Choose Plants Carefully
Every plant has different needs for water, sun, and temperature. If you live in a part of the country that is prone to heat waves or multiple days well over 90 degrees, consider that when choosing your crops. Select heat-tolerant plants that succeed even in full sun. Some of the best options to help your garden survive summer include:
- sweet potatoes
- zucchini and yellow squash
- green beans
- tomatillos and tomatoes
Water Correctly to Help Your Garden Survive Summer
If you have heat-tolerant plants that are failing, you might be watering incorrectly. Watering too much or too little can cause plants to be stressed and more vulnerable to damage from pests and heat.
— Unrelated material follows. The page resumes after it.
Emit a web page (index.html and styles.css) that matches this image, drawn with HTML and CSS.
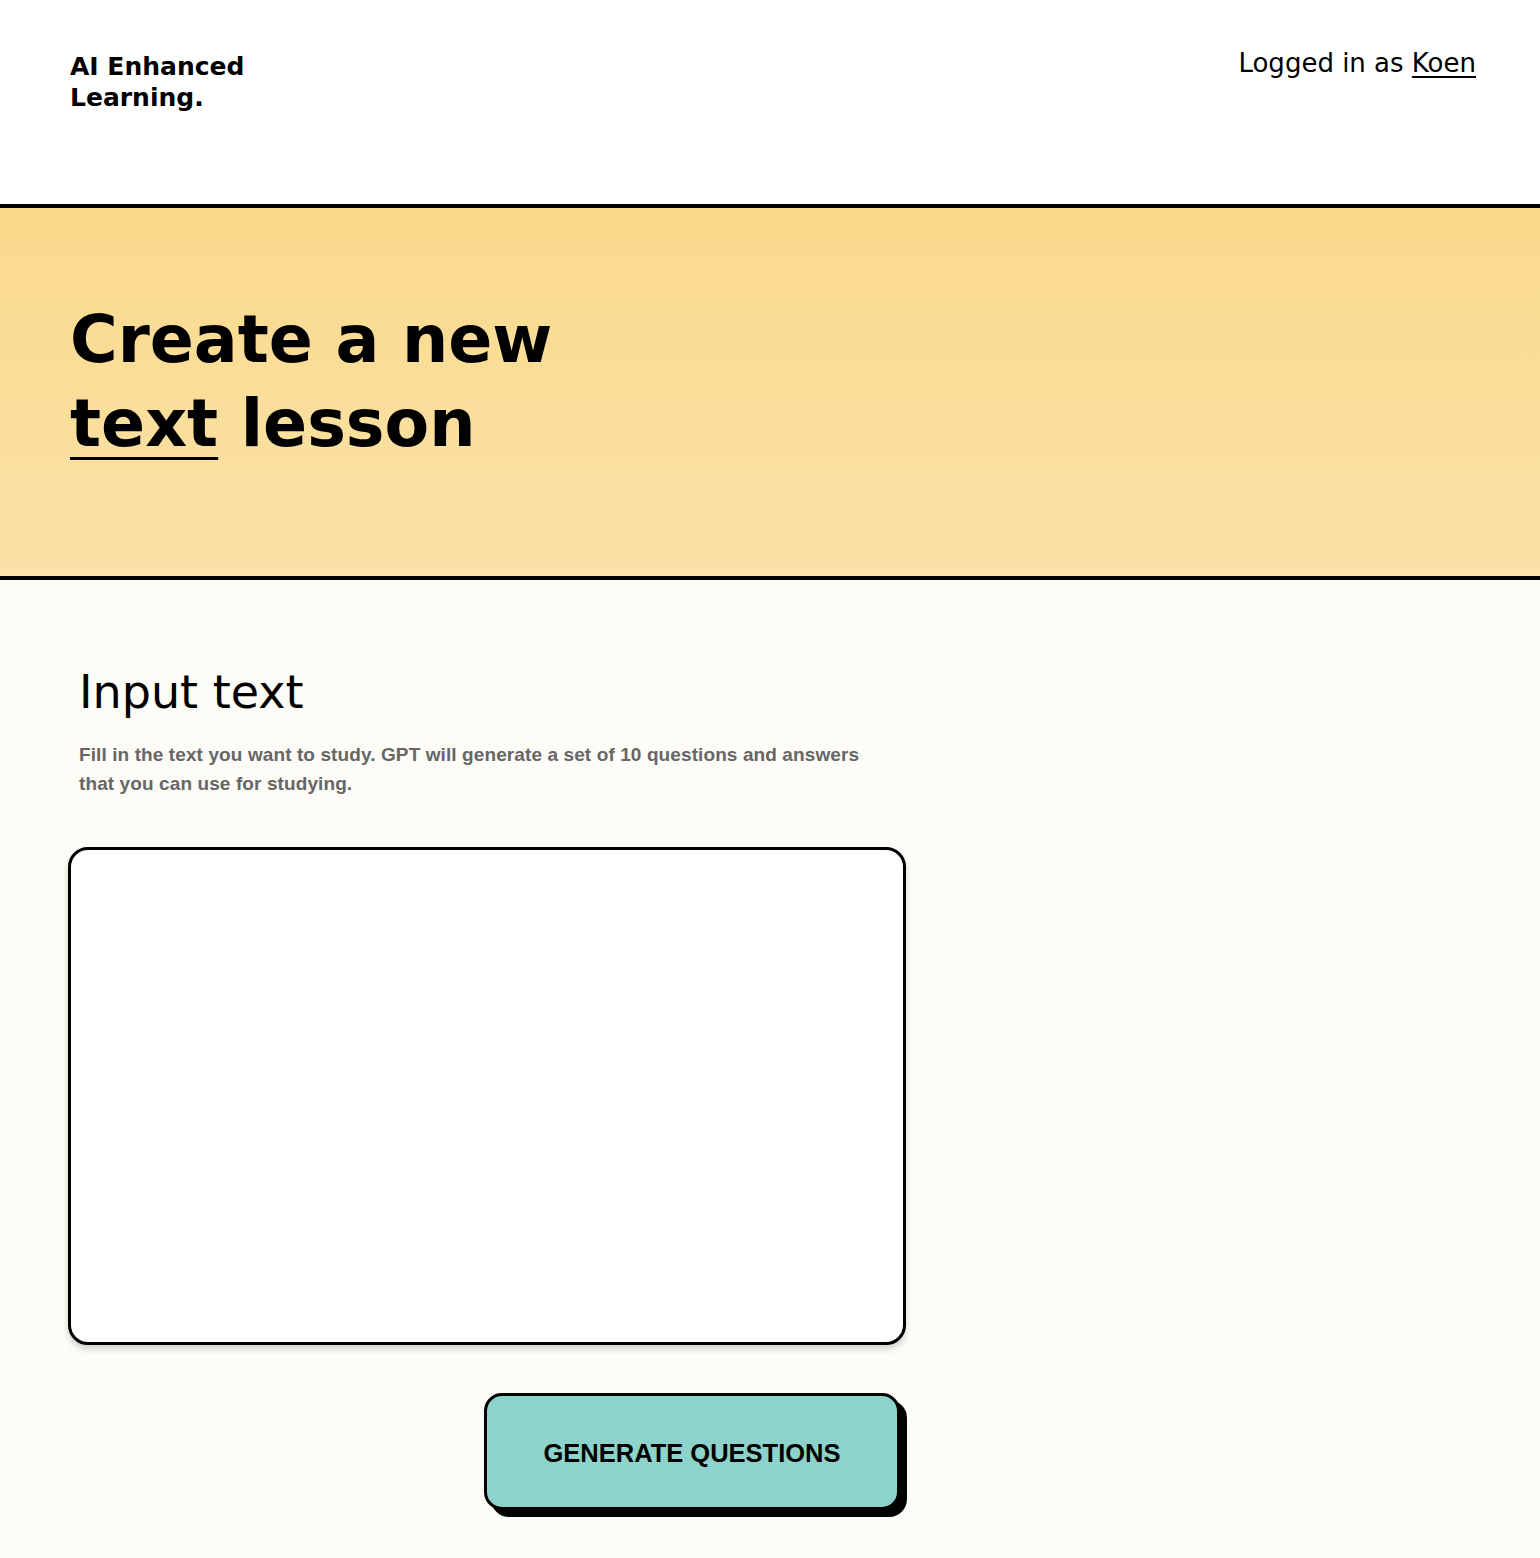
FILE: index.html
```html
<!DOCTYPE html>
<html lang="en">
<head>
<meta charset="utf-8">
<title>AI Enhanced Learning</title>
<link rel="stylesheet" href="styles.css">
</head>
<body>
<header class="topbar">
  <div class="logo">AI Enhanced<br>Learning.</div>
  <div class="user">Logged in as <a href="#" class="user-link">Koen</a></div>
</header>
<section class="hero">
  <h1 class="hero-title">Create a new<br><span class="hero-em">text</span> lesson</h1>
</section>
<main class="content">
  <div class="form">
    <h2 class="form-title">Input text</h2>
    <p class="form-desc">Fill in the text you want to study. GPT will generate a set of 10 questions and answers that you can use for studying.</p>
    <textarea class="form-input"></textarea>
    <div class="form-actions">
      <button class="btn">GENERATE QUESTIONS</button>
    </div>
  </div>
</main>
</body>
</html>
```
FILE: styles.css
```css
html, body {
  margin: 0;
  padding: 0;
}
body {
  background: #fdfcf7;
  font-family: "DejaVu Sans", sans-serif;
  color: #000;
  min-height: 1558px;
}
.topbar {
  background: #fff;
  height: 204px;
  box-sizing: border-box;
  display: flex;
  justify-content: space-between;
  align-items: flex-start;
  padding: 50px 64px 0 70px;
}
.logo {
  font-family: "DejaVu Sans", sans-serif;
  font-weight: 700;
  font-size: 25px;
  line-height: 31px;
  margin-top: 1px;
}
.user {
  font-family: "DejaVu Sans", sans-serif;
  font-weight: 400;
  font-size: 26px;
  line-height: 26px;
}
.user-link {
  color: #000;
  text-decoration: underline;
  text-decoration-thickness: 2px;
  text-underline-offset: 4px;
}
.hero {
  border-top: 4px solid #000;
  border-bottom: 4px solid #000;
  height: 368px;
  background: linear-gradient(180deg, #fad98b 0%, #fae2a8 100%);
  padding: 0 70px;
  display: flex;
  align-items: center;
}
.hero-title {
  margin: -20px 0 0 0;
  font-family: "DejaVu Sans", sans-serif;
  font-weight: 800;
  font-size: 65px;
  line-height: 84px;
}
.hero-em {
  text-decoration: underline;
  text-decoration-thickness: 3px;
  text-underline-offset: 11px;
}
.content {
  padding: 84px 0 40px 68px;
}
.form {
  width: 838px;
  display: flex;
  flex-direction: column;
}
.form-title {
  margin: 0 0 0 11px;
  font-family: "DejaVu Sans", sans-serif;
  font-weight: 500;
  font-size: 46px;
  line-height: 56px;
}
.form-desc {
  margin: 20px 0 0 11px;
  font-family: "Liberation Sans", Arial, sans-serif;
  font-weight: 700;
  font-size: 19px;
  letter-spacing: 0.1px;
  line-height: 29px;
  color: #666;
  max-width: 800px;
}
.form-input {
  margin-top: 49px;
  width: 838px;
  height: 498px;
  box-sizing: border-box;
  border: 3px solid #000;
  border-radius: 20px;
  background: #fff;
  box-shadow: 0 4px 6px rgba(0,0,0,0.18);
  resize: none;
  outline: none;
  font: inherit;
}
.form-actions {
  display: flex;
  justify-content: flex-end;
  margin-top: 48px;
  padding-right: 6px;
}
.btn {
  width: 416px;
  height: 117px;
  box-sizing: border-box;
  border: 3px solid #000;
  border-radius: 18px;
  background: #8dd3cb;
  box-shadow: 7px 7px 0 #000;
  font-family: "Liberation Sans", Arial, sans-serif;
  font-weight: 700;
  font-size: 25.5px;
  color: #000;
  cursor: pointer;
  padding: 4px 0 0 0;
}
```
To help your garden survive, water in the early morning before the sun heats the ground. Watering earlier in the day prevents moisture from evaporating before it has a chance to sink to the roots.
Add Shade to Protect Plants
To help the plants survive the summer heat, you may need to add more shade until the heat wanes. Shade cloth is available in different strengths. String it over garden beds to block the worst of the sun. A shade cloth of 40% is ideal for most vegetables, 50% is perfect for tomatoes, and 60% is good for more sensitive plants. Use a patio umbrella to protect beds in a pinch when temperatures are exceedingly high.
Help Your Garden Survive Summer: Add Mulch
Mulch is an effective way to help your garden withstand the summer heat. It locks in moisture and protects plant roots and the soil’s surface from direct sunlight. If you are growing food to eat, use an organic mulch or compost that does not contain chemicals. Leaves and straw also insulate the ground and are less expensive than bags of mulch.
Pay Attention to Seedlings and Young Plants
If you have seedlings or young plants still in containers, move them inside or to a shady area of the yard during heat waves. Any type of stress stunts growth and may kill the plant entirely. To help your garden survive summer, focus energy on the most vulnerable plants.